--- start of RECORDS SHOWN ---
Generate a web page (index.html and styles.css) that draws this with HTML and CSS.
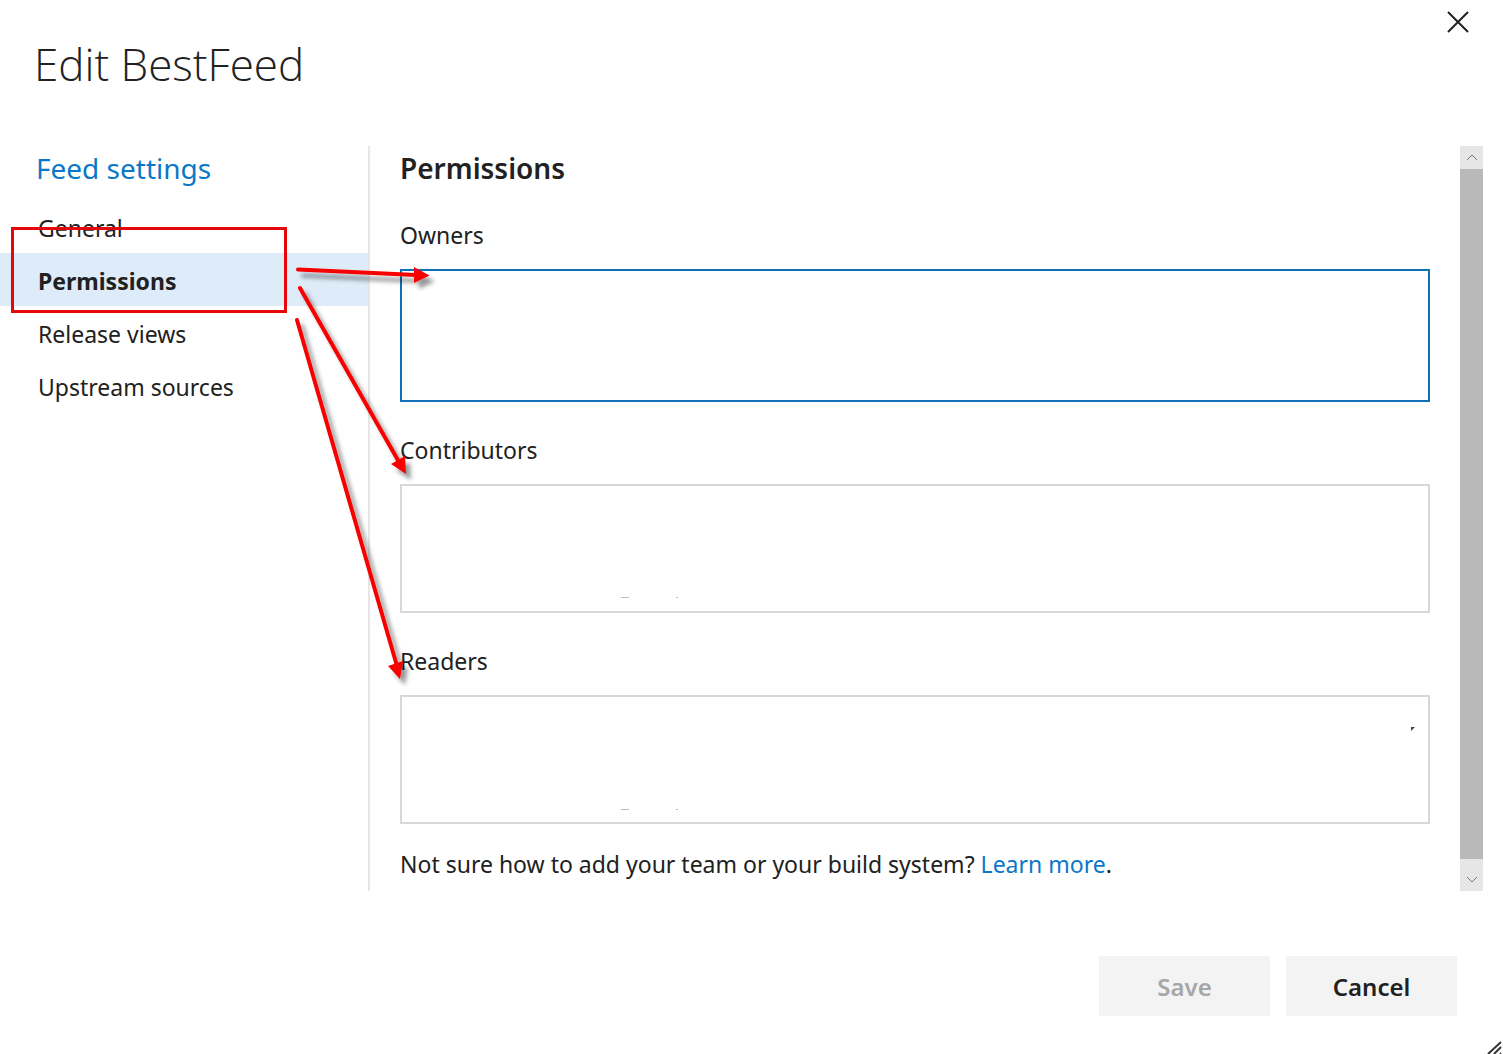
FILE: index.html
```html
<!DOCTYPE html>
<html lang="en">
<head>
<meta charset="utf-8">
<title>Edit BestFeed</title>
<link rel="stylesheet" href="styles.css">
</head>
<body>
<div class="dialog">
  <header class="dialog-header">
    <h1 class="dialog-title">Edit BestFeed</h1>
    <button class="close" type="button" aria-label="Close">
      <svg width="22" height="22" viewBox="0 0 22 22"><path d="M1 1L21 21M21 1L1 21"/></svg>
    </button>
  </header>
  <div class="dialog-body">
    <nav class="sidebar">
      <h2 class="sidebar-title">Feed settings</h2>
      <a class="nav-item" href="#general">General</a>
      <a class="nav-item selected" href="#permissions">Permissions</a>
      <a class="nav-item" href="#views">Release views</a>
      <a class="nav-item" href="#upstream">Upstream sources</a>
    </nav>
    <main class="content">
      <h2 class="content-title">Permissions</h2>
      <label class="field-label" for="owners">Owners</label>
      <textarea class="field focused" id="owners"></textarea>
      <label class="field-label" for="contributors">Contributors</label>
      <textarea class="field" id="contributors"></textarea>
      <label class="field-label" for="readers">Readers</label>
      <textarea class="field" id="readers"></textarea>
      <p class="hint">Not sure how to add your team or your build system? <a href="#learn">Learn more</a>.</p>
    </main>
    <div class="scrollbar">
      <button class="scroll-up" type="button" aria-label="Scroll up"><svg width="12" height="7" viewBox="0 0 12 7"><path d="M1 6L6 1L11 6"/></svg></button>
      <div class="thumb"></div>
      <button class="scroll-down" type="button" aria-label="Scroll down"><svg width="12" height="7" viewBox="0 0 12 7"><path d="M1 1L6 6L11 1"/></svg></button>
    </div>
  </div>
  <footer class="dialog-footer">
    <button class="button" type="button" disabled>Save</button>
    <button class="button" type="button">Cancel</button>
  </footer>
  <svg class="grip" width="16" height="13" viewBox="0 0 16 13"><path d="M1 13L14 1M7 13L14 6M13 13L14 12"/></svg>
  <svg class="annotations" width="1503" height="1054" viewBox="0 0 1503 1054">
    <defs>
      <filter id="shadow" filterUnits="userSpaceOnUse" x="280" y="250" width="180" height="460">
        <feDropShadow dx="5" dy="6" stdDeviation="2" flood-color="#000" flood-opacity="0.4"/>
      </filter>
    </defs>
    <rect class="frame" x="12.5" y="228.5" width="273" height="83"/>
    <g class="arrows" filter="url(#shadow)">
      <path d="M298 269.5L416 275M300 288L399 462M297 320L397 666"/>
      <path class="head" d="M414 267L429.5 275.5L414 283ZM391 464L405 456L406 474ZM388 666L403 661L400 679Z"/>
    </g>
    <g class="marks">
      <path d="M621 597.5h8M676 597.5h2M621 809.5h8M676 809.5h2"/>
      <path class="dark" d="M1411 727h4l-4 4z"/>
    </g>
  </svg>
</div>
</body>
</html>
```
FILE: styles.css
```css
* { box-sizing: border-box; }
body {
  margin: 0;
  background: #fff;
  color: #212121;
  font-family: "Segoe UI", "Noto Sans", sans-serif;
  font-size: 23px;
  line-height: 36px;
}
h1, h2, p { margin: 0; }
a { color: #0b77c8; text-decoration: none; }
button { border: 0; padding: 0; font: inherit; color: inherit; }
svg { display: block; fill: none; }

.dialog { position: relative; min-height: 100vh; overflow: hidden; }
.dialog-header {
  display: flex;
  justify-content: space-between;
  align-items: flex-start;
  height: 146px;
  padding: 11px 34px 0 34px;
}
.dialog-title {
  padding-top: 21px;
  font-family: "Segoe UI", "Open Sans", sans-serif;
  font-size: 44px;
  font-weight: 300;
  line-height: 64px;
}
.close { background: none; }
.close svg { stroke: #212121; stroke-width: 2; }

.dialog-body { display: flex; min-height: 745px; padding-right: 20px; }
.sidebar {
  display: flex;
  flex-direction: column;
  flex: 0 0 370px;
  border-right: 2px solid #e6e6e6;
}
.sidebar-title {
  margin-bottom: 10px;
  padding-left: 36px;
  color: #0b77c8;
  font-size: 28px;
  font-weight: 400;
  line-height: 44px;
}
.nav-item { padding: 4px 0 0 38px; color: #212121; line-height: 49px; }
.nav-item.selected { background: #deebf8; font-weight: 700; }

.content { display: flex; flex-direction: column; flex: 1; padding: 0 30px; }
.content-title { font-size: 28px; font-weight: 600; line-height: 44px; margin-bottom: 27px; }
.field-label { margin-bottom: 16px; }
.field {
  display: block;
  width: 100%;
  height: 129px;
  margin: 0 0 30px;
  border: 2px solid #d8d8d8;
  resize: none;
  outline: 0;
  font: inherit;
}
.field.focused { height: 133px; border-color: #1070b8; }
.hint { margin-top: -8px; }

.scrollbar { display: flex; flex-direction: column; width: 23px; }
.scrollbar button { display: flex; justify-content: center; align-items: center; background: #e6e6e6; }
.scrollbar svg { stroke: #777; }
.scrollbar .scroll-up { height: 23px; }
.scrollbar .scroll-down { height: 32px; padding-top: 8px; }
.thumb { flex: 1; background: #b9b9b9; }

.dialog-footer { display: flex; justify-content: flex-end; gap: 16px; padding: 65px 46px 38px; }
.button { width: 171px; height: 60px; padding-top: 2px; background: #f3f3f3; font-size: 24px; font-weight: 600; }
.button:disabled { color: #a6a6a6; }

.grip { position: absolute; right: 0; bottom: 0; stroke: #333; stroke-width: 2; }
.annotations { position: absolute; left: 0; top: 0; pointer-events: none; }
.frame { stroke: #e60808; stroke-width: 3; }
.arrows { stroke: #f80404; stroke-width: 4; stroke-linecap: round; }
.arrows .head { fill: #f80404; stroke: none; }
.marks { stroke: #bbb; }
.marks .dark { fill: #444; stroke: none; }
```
--- end of RECORDS SHOWN ---
--- start of RECORDS SHOWN ---
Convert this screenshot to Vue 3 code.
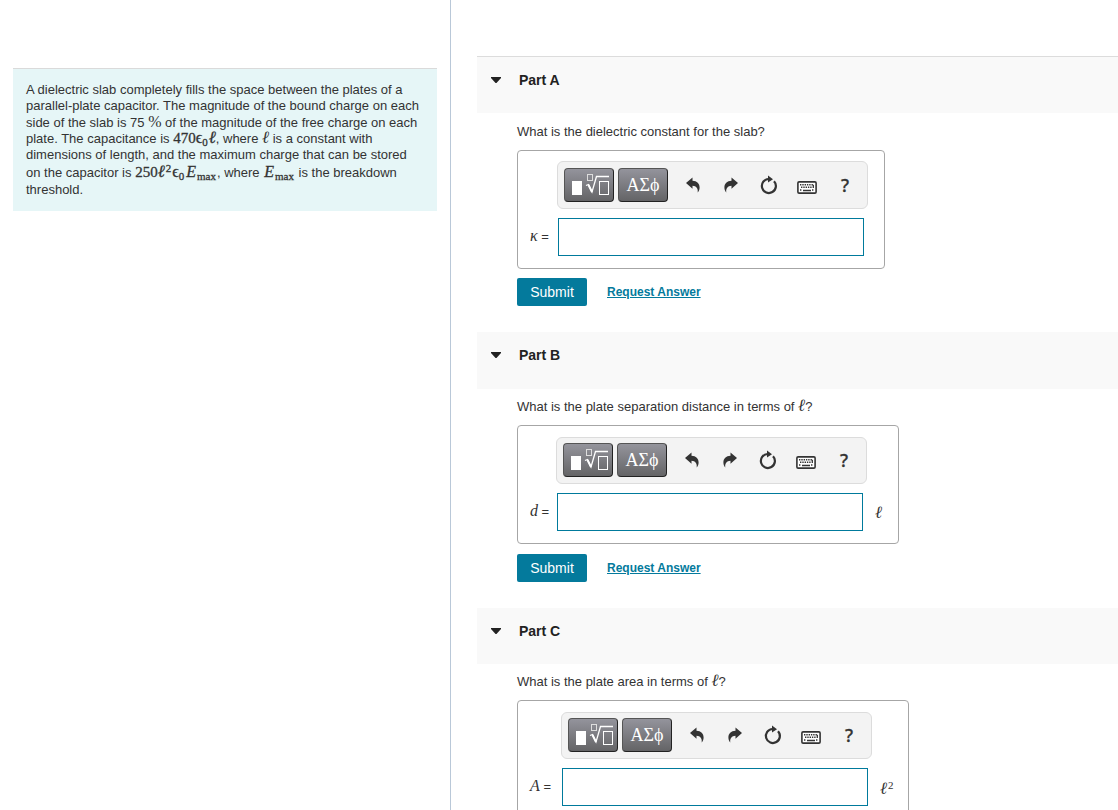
--- end of RECORDS SHOWN ---
--- start of RECORDS SHOWN ---
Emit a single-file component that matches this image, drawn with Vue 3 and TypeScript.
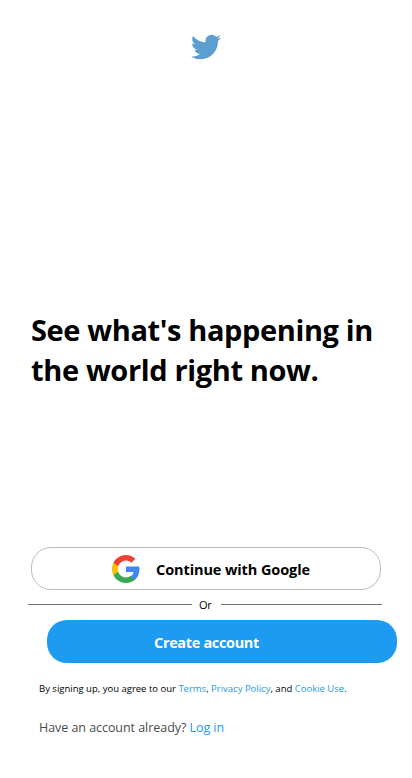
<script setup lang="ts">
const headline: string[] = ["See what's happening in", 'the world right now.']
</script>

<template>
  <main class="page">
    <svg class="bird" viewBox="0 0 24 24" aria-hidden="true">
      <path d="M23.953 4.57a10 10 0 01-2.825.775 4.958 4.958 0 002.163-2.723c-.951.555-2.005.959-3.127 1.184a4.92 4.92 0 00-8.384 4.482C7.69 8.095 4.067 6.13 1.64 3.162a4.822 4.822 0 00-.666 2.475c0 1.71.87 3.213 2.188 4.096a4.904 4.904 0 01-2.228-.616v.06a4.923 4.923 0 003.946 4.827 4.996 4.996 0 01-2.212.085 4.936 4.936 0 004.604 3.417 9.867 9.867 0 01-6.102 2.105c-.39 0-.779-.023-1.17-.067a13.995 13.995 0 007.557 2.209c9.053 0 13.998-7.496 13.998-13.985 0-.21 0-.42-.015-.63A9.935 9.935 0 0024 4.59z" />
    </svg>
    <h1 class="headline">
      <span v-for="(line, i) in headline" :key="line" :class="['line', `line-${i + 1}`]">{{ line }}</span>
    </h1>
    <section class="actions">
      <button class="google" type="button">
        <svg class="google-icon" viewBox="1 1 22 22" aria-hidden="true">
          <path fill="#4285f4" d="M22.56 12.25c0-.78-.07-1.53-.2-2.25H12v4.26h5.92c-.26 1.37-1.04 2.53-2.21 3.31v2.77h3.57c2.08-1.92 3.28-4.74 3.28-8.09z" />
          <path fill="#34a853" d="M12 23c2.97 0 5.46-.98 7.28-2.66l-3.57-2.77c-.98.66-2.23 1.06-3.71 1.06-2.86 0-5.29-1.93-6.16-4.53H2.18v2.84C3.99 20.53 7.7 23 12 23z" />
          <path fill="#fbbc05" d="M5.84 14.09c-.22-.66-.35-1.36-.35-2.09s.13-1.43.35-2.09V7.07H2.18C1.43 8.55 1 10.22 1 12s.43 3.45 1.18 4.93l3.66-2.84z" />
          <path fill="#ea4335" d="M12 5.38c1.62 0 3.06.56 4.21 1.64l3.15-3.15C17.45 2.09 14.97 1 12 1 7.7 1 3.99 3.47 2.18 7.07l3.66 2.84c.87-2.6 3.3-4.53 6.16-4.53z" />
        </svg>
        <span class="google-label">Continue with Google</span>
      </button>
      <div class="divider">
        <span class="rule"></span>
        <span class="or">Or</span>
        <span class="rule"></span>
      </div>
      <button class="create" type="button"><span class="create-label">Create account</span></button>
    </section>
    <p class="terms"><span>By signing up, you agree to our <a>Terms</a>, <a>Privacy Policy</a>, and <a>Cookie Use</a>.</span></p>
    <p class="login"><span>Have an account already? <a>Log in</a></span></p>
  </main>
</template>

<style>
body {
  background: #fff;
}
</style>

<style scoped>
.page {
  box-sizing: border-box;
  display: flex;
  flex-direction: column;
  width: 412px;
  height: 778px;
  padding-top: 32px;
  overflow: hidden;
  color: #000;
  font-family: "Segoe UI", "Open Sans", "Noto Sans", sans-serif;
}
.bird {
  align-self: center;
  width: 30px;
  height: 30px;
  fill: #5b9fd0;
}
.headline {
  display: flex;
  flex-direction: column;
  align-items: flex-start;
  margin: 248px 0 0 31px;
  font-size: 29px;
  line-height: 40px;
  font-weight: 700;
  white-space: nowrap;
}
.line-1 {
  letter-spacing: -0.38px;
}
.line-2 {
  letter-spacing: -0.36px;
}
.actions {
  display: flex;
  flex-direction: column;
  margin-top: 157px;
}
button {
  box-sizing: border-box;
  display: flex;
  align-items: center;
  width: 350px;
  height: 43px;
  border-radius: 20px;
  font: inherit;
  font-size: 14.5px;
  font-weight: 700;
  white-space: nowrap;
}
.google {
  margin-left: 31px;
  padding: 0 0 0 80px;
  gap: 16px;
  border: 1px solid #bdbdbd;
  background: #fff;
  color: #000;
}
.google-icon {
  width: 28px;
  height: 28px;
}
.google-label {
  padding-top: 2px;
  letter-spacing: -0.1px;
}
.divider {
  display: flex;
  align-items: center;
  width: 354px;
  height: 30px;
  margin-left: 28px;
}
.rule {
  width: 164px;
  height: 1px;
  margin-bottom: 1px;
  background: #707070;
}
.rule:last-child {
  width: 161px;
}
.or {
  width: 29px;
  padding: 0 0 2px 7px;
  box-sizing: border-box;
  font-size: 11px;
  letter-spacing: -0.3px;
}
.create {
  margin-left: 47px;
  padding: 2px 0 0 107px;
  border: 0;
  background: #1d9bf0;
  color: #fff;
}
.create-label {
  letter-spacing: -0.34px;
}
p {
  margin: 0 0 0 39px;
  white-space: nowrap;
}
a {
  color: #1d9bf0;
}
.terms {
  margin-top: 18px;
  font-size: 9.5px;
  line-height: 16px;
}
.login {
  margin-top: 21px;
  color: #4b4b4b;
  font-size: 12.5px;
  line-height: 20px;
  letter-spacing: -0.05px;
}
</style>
--- end of RECORDS SHOWN ---
EXERCISE DIRECTIONS | For each line in the data above that contains the string "page", extract the line.

WRITTEN SOLUTION |
Generate a web page (index.html and styles.css) that draws this with HTML and CSS.
  <main class="page">
.page {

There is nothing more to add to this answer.